No matter how the judge rules on the tribe’s lawsuit against the government, Dillon said two proposed modifications of current law, including changes on Part 83, may well make it easier for the Mishewal Wappo tribe and many others to gain federal recognition. Assistant Secretary-Indian Affairs Kevin Washburn, who works for the U.S. Department of the Interior, announced the proposed changes.
The second change, Part 151, deals with a tribe’s acquisition of land. If Part 151 is approved, the Bureau of Indian Affairs will allow a comment period of just 30 days before approval of an economic project on tribal lands. Currently, the statute of limitations on land is six years.

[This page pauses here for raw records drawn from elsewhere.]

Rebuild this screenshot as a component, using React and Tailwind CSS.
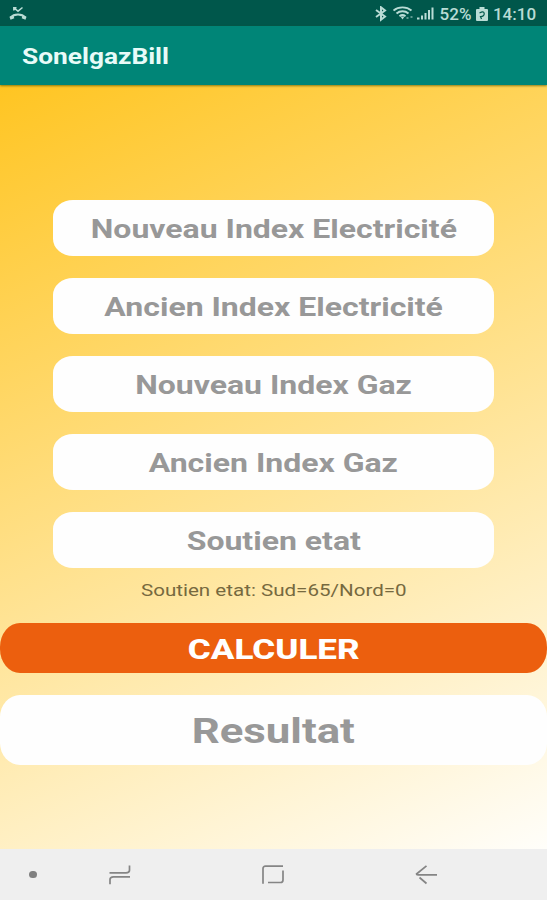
import React from 'react';

const fields = [
  { name: 'nouveauElec', label: 'Nouveau Index Electricité' },
  { name: 'ancienElec', label: 'Ancien Index Electricité' },
  { name: 'nouveauGaz', label: 'Nouveau Index Gaz' },
  { name: 'ancienGaz', label: 'Ancien Index Gaz' },
  { name: 'soutien', label: 'Soutien etat' },
];

function StatusBar() {
  return (
    <div className="h-[26px] bg-[#00574b] flex items-center justify-between pl-2 pr-[11px] pt-[2px] text-[#b9dcd5]">
      {/* missed call */}
      <svg className="w-5 h-4" viewBox="0 0 20 16" fill="none" stroke="currentColor">
        <path d="M5.500 1.500L10 5.200L14.500 1.500M5.800 4.500V1.800H8.500" strokeWidth="1.500" />
        <path d="M2.800 11.500C6 7.500 14 7.500 17.200 11.500" strokeWidth="2.200" />
        <path d="M2 12.200L5.800 10.800M18 12.200L14.200 10.800" strokeWidth="3.200" />
      </svg>

      <div className="flex items-center">
        <svg className="w-[13px] h-[16px]" viewBox="0 0 13 16" fill="none" stroke="currentColor" strokeWidth="2">
          <path d="M1 4L10 10.500L6 13.700V1.300L10 4.500L1 11" />
        </svg>
        <svg className="ml-[5px] w-[22px] h-4" viewBox="0 0 22 16" fill="none" stroke="currentColor" strokeWidth="1.900">
          <path d="M0.500 4.500C5.500 0.300 13.500 0.300 18.500 4.500" />
          <path d="M3.500 7.500C7 4.500 12 4.500 15.500 7.500" />
          <path d="M6.500 10.300C8.500 8.700 10.500 8.700 12.500 10.300" />
          <path d="M7.500 10.500L9.500 13.500L11.500 10.500Z" fill="currentColor" stroke="none" />
          <path d="M13.500 12h2M17.500 11h2" opacity="0.5" />
        </svg>
        <svg className="ml-[2px] w-[18px] h-4" viewBox="0 0 18 16" fill="currentColor">
          <path d="M0 11.500h2.500v2H0zM4 9.500h2v4H4zM7.500 7h2v6.500h-2zM11 4h2v9.500h-2zM14.500 1.500h2v12h-2z" />
        </svg>
        <span className="ml-[4px] w-[33px] flex justify-center text-[17px] font-medium leading-none whitespace-nowrap">52%</span>
        <svg className="ml-[4px] w-3 h-[15px]" viewBox="0 0 12 15">
          <path d="M3.500 0h5v2H11q1 0 1 1v10q0 1-1 1H1q-1 0-1-1V3q0-1 1-1h2.500z" fill="currentColor" />
          <path d="M3.500 6Q8 3.500 8.200 6.500T4.500 9.500L5.500 12" fill="none" stroke="#00574b" strokeWidth="1.200" />
        </svg>
        <span className="ml-[5px] w-[43px] flex justify-center text-[17px] font-medium leading-none whitespace-nowrap">14:10</span>
      </div>
    </div>
  );
}

function NavigationBar() {
  return (
    <nav className="h-[51px] bg-[#efefef] flex items-center text-[#858585]">
      <span className="ml-[29px] w-2 h-[7px] rounded-full bg-[#808080]" />
      <svg className="ml-[71px] w-6 h-5" viewBox="0 0 24 20" fill="none" stroke="currentColor" strokeWidth="1.700">
        <path d="M1.500 7.800H18Q21.500 7.800 21.500 5.200V0.500M22 11.800H5.500Q2 11.800 2 14.500V19.200" />
      </svg>
      <svg className="ml-[129px] w-6 h-5" viewBox="0 0 24 20" fill="none" stroke="currentColor" strokeWidth="1.700">
        <path d="M2 18.800V3.500Q2 1.200 4.500 1.200H22M22 5.500V15Q22 17.500 19.500 17.500H7" />
      </svg>
      <svg className="ml-[129px] w-6 h-5" viewBox="0 0 24 20" fill="none" stroke="currentColor" strokeWidth="1.700">
        <path d="M12.500 0.800L2.500 9Q2.500 9.900 4 9.900H23M5.500 12.500L12.500 18.500" />
      </svg>
    </nav>
  );
}

export default function App() {
  return (
    <div className="w-[547px] h-[900px] overflow-hidden flex flex-col font-[Roboto,sans-serif]">
      <StatusBar />
      <header className="relative h-[59px] bg-[#008577] flex items-center pl-[22px] pt-[2px] shadow-[0_1px_2px_rgba(90,90,0,0.7)]">
        <h1 className="origin-left scale-x-[1.195] text-[22px] font-bold text-[#e8fbf8] whitespace-nowrap">SonelgazBill</h1>
      </header>

      <main className="flex-1 flex flex-col items-center pt-[115px] bg-[linear-gradient(155deg,#ffc522_0%,#fffefa_100%)]">
        <div className="flex flex-col gap-[22px]">
          {fields.map((field) => (
            <div
              key={field.name}
              className="w-[441px] h-[56px] pt-[3px] rounded-[20px/17px] bg-[#fefefe] flex items-center justify-center"
            >
              <span className="scale-x-[1.23] text-[26px] font-bold text-[#989898] whitespace-nowrap">{field.label}</span>
            </div>
          ))}
        </div>

        <p className="mt-[11px] h-6 flex items-center scale-x-[1.21] text-[17px] text-[#76693f] whitespace-nowrap">
          Soutien etat: Sud=65/Nord=0
        </p>

        <button className="mt-[20px] w-full h-[50px] pt-[3px] rounded-[20px/24px] bg-[#ec5f0e] flex items-center justify-center">
          <span className="scale-x-[1.25] text-[28px] font-extrabold text-white">CALCULER</span>
        </button>
        <div className="mt-[22px] w-full h-[70px] pt-[5px] rounded-[20px/22px] bg-[#fefefe] flex items-center justify-center">
          <span className="scale-x-[1.25] text-[35px] font-bold text-[#989898]">Resultat</span>
        </div>
      </main>

      <NavigationBar />
    </div>
  );
}
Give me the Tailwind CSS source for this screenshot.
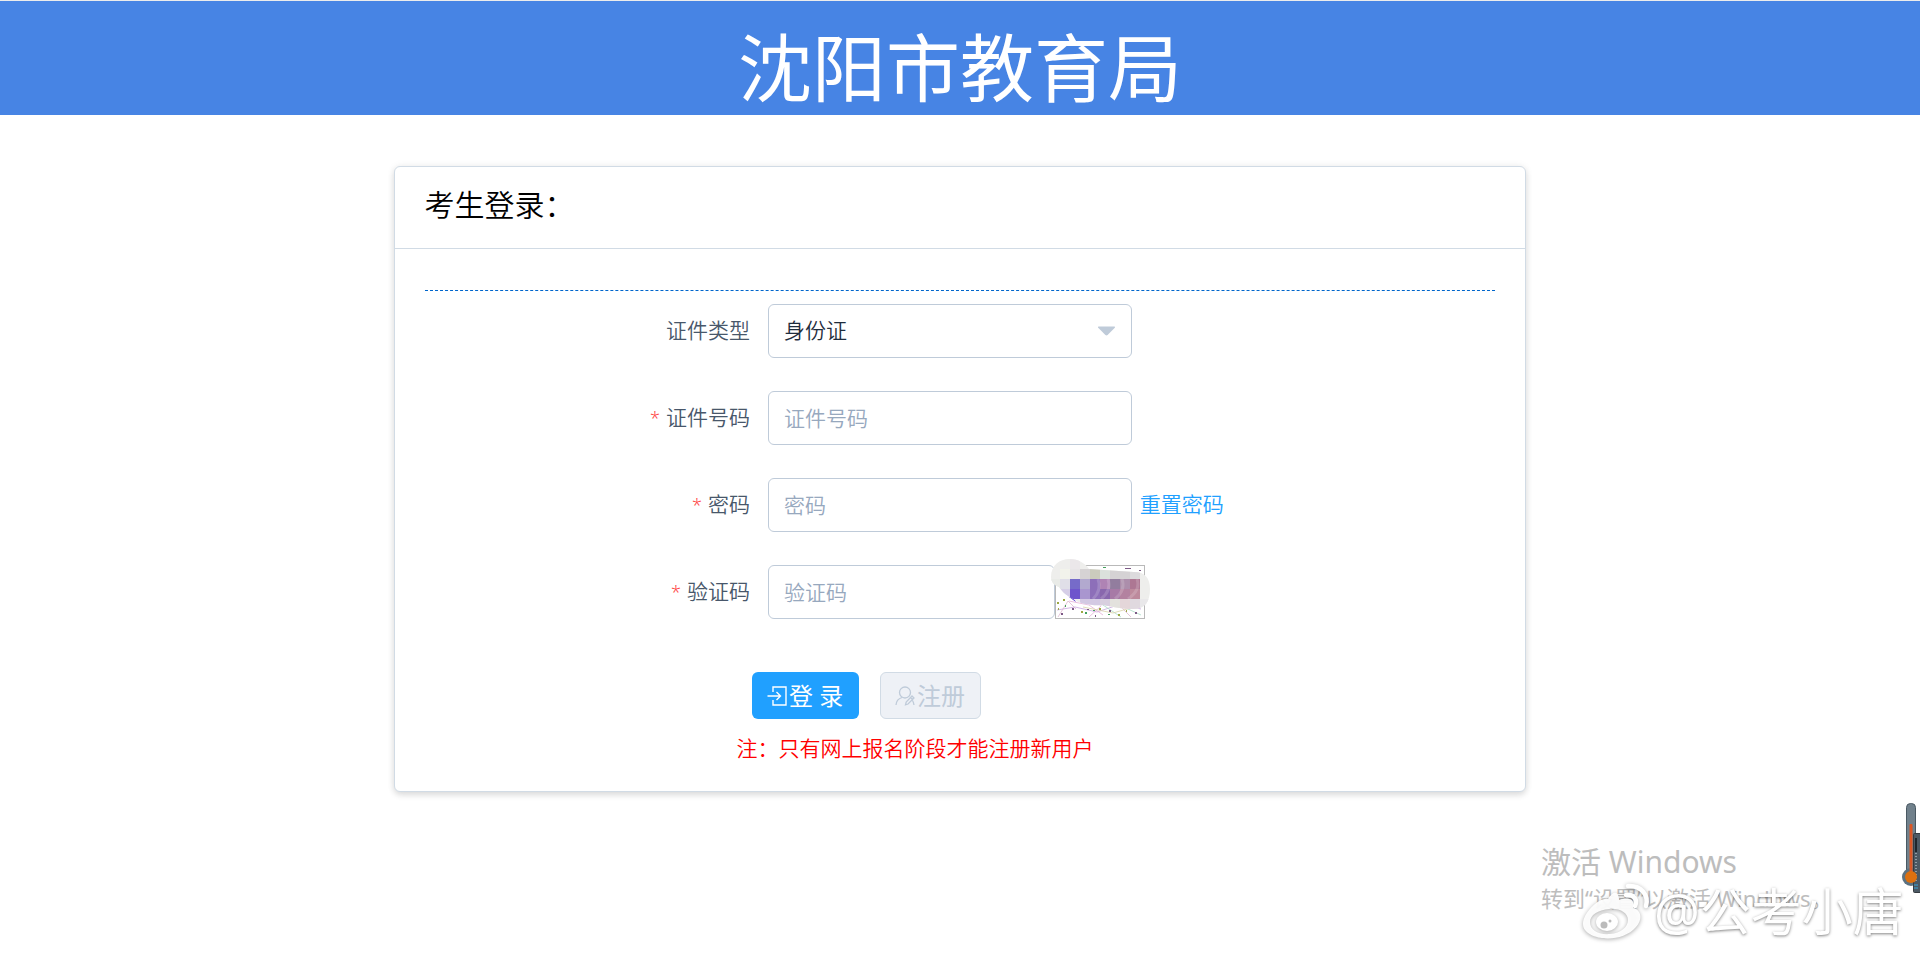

Even though the six-year period would remain under the new regulations, if the project is already built, what can the county or other local government agencies do if they miss the 30-day period? Not much.
Dillon said if Part 83 passes, then the 227 tribes that have applied for federal recognition through Congress or the BIA will have an easier time getting that recognition, without the current checks and balances that are in place. Put together, the two pending changes are a potential disaster in the making.
Breaking Napa's long-held principle of limiting development in agricultural areas with “anything goes and no restrictions” projects is not, in our opinion, desirable. While we support all efforts to preserve and celebrate the Mishewal Wappo culture, we cannot support potential development that would eviscerate the Ag Preserve. We applaud the County for its active defense of local control for county land use.